In the rest of Tatum's statement, he tells how on Sunday morning, May 12, 1963, the next day after the bombing, some members of the local FBI took a statement from him when they were looking house to house for witnesses. At that time, Tatum told the Federal agents that he was the first one on the scene and that he saw a black Corvette with two occupants driving away when he got there. He did not claim to have seen the occupants of the Corvette throw anything onto the Kings' property. Tatum then tells that on Saturday, June 22, he returned to A. D. and Naomi King's house to divulge what he actually saw on Saturday night, May 11. After telling this to King, Tatum made a second statement to the FBI, recanting his former testimony in favor of what he claimed he really saw. It is not clear to whom he is making the statement regarding the Birmingham policemen in the deposition. The questioner is not identified. (Roosevelt Tatum, Deposition. June 27, 1963. Estate of Paul Greenberg.)

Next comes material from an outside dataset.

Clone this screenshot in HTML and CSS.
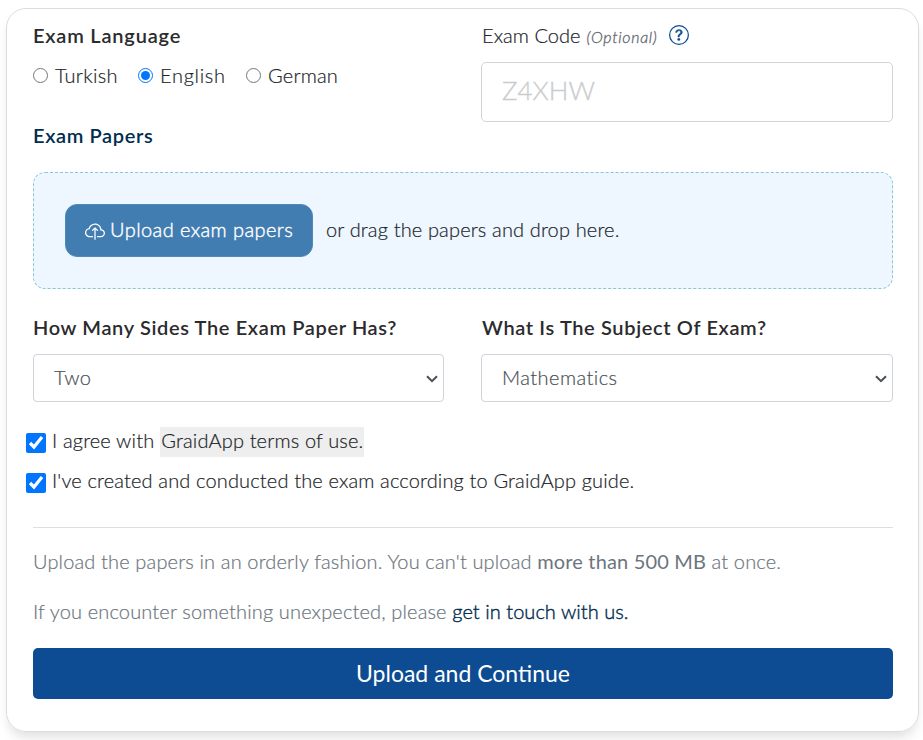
FILE: index.html
```html
<!DOCTYPE html>
<html lang="en">
<head>
<meta charset="utf-8">
<title>Upload exam papers</title>
<link rel="stylesheet" href="styles.css">
</head>
<body>
<form class="card">
  <div class="columns">
    <div>
      <div class="label label-language">Exam Language</div>
      <div class="radios">
        <label class="radio"><input type="radio" name="lang"><span>Turkish</span></label>
        <label class="radio radio-english"><input type="radio" name="lang" checked><span>English</span></label>
        <label class="radio radio-german"><input type="radio" name="lang"><span>German</span></label>
      </div>
      <div class="label label-papers">Exam Papers</div>
    </div>
    <div>
      <div class="code-label">
        <span>Exam Code</span>
        <em class="optional">(Optional)</em>
        <svg class="help" viewBox="0 0 16 16" fill="currentColor"><path d="M8 15A7 7 0 1 1 8 1a7 7 0 0 1 0 14zm0 1A8 8 0 1 0 8 0a8 8 0 0 0 0 16z"/><path stroke="currentColor" stroke-width=".3" d="M5.255 5.786a.237.237 0 0 0 .241.247h.825c.138 0 .248-.113.266-.25.09-.656.54-1.134 1.342-1.134.686 0 1.314.343 1.314 1.168 0 .635-.374.927-.965 1.371-.673.489-1.206 1.06-1.168 1.987l.003.217a.25.25 0 0 0 .25.246h.811a.25.25 0 0 0 .25-.25v-.105c0-.718.273-.927 1.01-1.486.609-.463 1.244-.977 1.244-2.056 0-1.511-1.276-2.241-2.673-2.241-1.267 0-2.655.59-2.75 2.286zm1.557 5.763c0 .533.425.927 1.01.927.609 0 1.028-.394 1.028-.927 0-.552-.42-.94-1.029-.94-.584 0-1.009.388-1.009.94z"/></svg>
      </div>
      <input class="code" type="text" placeholder="Z4XHW">
    </div>
  </div>

  <div class="dropzone">
    <button class="upload" type="button">
      <svg class="cloud" viewBox="0 0 16 16" fill="currentColor"><path fill-rule="evenodd" d="M7.646 5.146a.5.5 0 0 1 .708 0l2 2a.5.5 0 0 1-.708.708L8.5 6.707V14.5a.5.5 0 0 1-1 0V6.707L6.354 7.854a.5.5 0 1 1-.708-.708l2-2z"/><path d="M4.406 3.342A5.53 5.53 0 0 1 8 2c2.69 0 4.923 2 5.166 4.579C14.758 6.804 16 8.137 16 9.773 16 11.569 14.502 13 12.687 13H10a.5.5 0 0 1 0-1h2.688C13.979 12 15 10.988 15 9.773c0-1.216-1.02-2.228-2.313-2.228h-.5v-.5C12.188 4.825 10.328 3 8 3a4.53 4.53 0 0 0-2.941 1.1c-.757.652-1.153 1.438-1.153 2.055v.448l-.445.049C2.064 6.805 1 7.952 1 9.318 1 10.785 2.23 12 3.781 12H6a.5.5 0 0 1 0 1H3.781C1.708 13 0 11.366 0 9.318c0-1.763 1.266-3.223 2.942-3.593.143-.863.698-1.723 1.464-2.383z"/></svg>
      <span class="upload-text">Upload exam papers</span>
    </button>
    <span class="hint">or drag the papers and drop here.</span>
  </div>

  <div class="columns selects">
    <div>
      <div class="label">How Many Sides The Exam Paper Has?</div>
      <div class="select-box">
        <select class="select"><option>Two</option></select>
        <svg class="arrow" viewBox="0 0 12 8"><path d="M1 1.2l5 5 5-5"/></svg>
      </div>
    </div>
    <div>
      <div class="label label-subject">What Is The Subject Of Exam?</div>
      <div class="select-box">
        <select class="select"><option>Mathematics</option></select>
        <svg class="arrow" viewBox="0 0 12 8"><path d="M1 1.2l5 5 5-5"/></svg>
      </div>
    </div>
  </div>

  <label class="check"><input type="checkbox" checked><span>I agree with</span><span class="terms">GraidApp terms of use.</span></label>
  <label class="check check-guide"><input type="checkbox" checked><span>I've created and conducted the exam according to GraidApp guide.</span></label>

  <hr>
  <p class="note">Upload the papers in an orderly fashion. You can't upload <b>more than 500 MB</b> at once.</p>
  <p class="note note-contact">If you encounter something unexpected, please <a>get in touch with us.</a></p>
  <button class="submit" type="button">Upload and Continue</button>
</form>
</body>
</html>
```
FILE: styles.css
```css
* { box-sizing: border-box; }

body {
  margin: 0;
  padding: 8px 4px 0 6px;
  height: 740px;
  overflow: hidden;
  background: #fff;
  color: #212529;
  font: 300 20px/30px Lato, sans-serif;
  letter-spacing: 0.15px;
  -webkit-text-stroke: 0.2px;
}

.card {
  width: 913px;
  height: 724px;
  padding: 11px 25px 0 26px;
  border: 1px solid #dbdcdd;
  border-radius: 20px;
  box-shadow: 0 8px 12px -3px rgba(0, 0, 0, 0.13);
}

.columns {
  display: grid;
  grid-template-columns: 411px 412px;
  column-gap: 37px;
}

.label {
  color: #2b2b2e;
  font-weight: 600;
  letter-spacing: 0.64px;
  white-space: nowrap;
  -webkit-text-stroke: 0;
}
.label-language { letter-spacing: 0.8px; }
.label-subject { padding-left: 1px; letter-spacing: 0.64px; }
.label-papers { margin-top: 30px; color: #012d4e; }

.radios { display: flex; margin-top: 10px; }
.radio { display: flex; align-items: center; gap: 7px; width: 105px; letter-spacing: 0.3px; }
.radio-english { width: 108px; letter-spacing: 0.7px; }
.radio-german { letter-spacing: 0.2px; }
.radio input { width: 15px; height: 15px; margin: 1px 0 0; }

.code-label { display: flex; align-items: center; height: 30px; padding-left: 1px; letter-spacing: 0.05px; }
.optional { margin: 3px 0 0 6px; color: #5f666d; font-size: 16px; font-weight: 300; letter-spacing: 0.68px; -webkit-text-stroke: 0.3px; }
.help { width: 20px; height: 20px; margin: -1px 0 0 11px; color: #0d4c92; }

.code {
  display: block;
  width: 412px;
  height: 60px;
  margin-top: 12px;
  padding: 0 20px 4px 20px;
  border: 1px solid #ced4da;
  border-radius: 5px;
  font: 300 26px Lato, sans-serif;
  -webkit-text-stroke: 0.3px #c9cccf;
}
.code::placeholder { color: #c9cccf; opacity: 1; }

.dropzone {
  display: flex;
  align-items: center;
  height: 117px;
  margin-top: 22px;
  padding-left: 31px;
  border: 1px dashed #8bc5d9;
  border-radius: 12px;
  background: #eef7ff;
}
.upload {
  display: flex;
  align-items: center;
  width: 248px;
  height: 53px;
  padding: 0 19px;
  gap: 5px;
  border: 1px solid #4f89b9;
  border-radius: 12px;
  background: #427db2;
  color: #fff;
  font: 300 20px/30px Lato, sans-serif;
  letter-spacing: 0.42px;
  white-space: nowrap;
  -webkit-text-stroke: 0.4px;
}
.upload-text { padding-bottom: 3px; }
.cloud { flex: none; width: 20px; height: 20px; }
.hint { margin-left: 13px; padding-bottom: 3px; }

.selects { margin-top: 23px; }
.select-box { position: relative; margin-top: 12px; }
.select {
  display: block;
  appearance: none;
  width: 100%;
  height: 48px;
  padding: 0 20px 2px 20px;
  border: 1px solid #ced4da;
  border-radius: 4px;
  background: #fff;
  color: #495057;
  font: 300 20px/30px Lato, sans-serif;
  letter-spacing: 0.45px;
  -webkit-text-stroke: 0.2px;
}
.arrow {
  position: absolute;
  right: 6px;
  top: 21px;
  width: 12px;
  height: 8px;
  fill: none;
  stroke: #495057;
  stroke-width: 2;
  pointer-events: none;
}

.check { display: flex; height: 30px; margin: 25px 0 0 -7px; line-height: 27px; white-space: nowrap; }
.check input { width: 20px; height: 20px; margin: 6px 6px 0 0; }
.check-guide { margin-top: 10px; }
.terms { margin-left: 6px; padding: 0 1px; background: #eee; }

hr { height: 1px; margin: 30px 0 0; border: 0; background: #dfdfdf; }
.note { margin: 20px 0 0; color: #6c757d; letter-spacing: 0.15px; white-space: nowrap; }
hr + .note { margin-top: 18px; }
.note b { font-weight: 400; -webkit-text-stroke: 0; }
.note a { color: #012d4e; letter-spacing: 0.05px; -webkit-text-stroke: 0.4px; }

.submit {
  display: block;
  width: 860px;
  height: 51px;
  margin-top: 22px;
  padding: 0 0 2px;
  border: 0;
  border-radius: 5px;
  background: #0d4c92;
  color: #fff;
  font: 400 23px/34px Lato, sans-serif;
  -webkit-text-stroke: 0;
}
```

What on earth was this document doing among my father's papers? My mother knew nothing about it. Peter, my parents' lawyer, didn't know anything about it either. That this was information about a bombing in which the Birmingham Police were implicated made me a little frantic. I wondered if Peter should hold onto the deposition, but in the end he didn't think it was necessary. We filed Tatum's deposition with the other Civil Rights Movement documents we were finding. I continued to wonder about the events I'd read about. I tried some internet research and some library research but could not find much more about Roosevelt Tatum. Soon my many FOIPA requests were underway. The notarized typescript from June 27, 1963 drifted out of mind.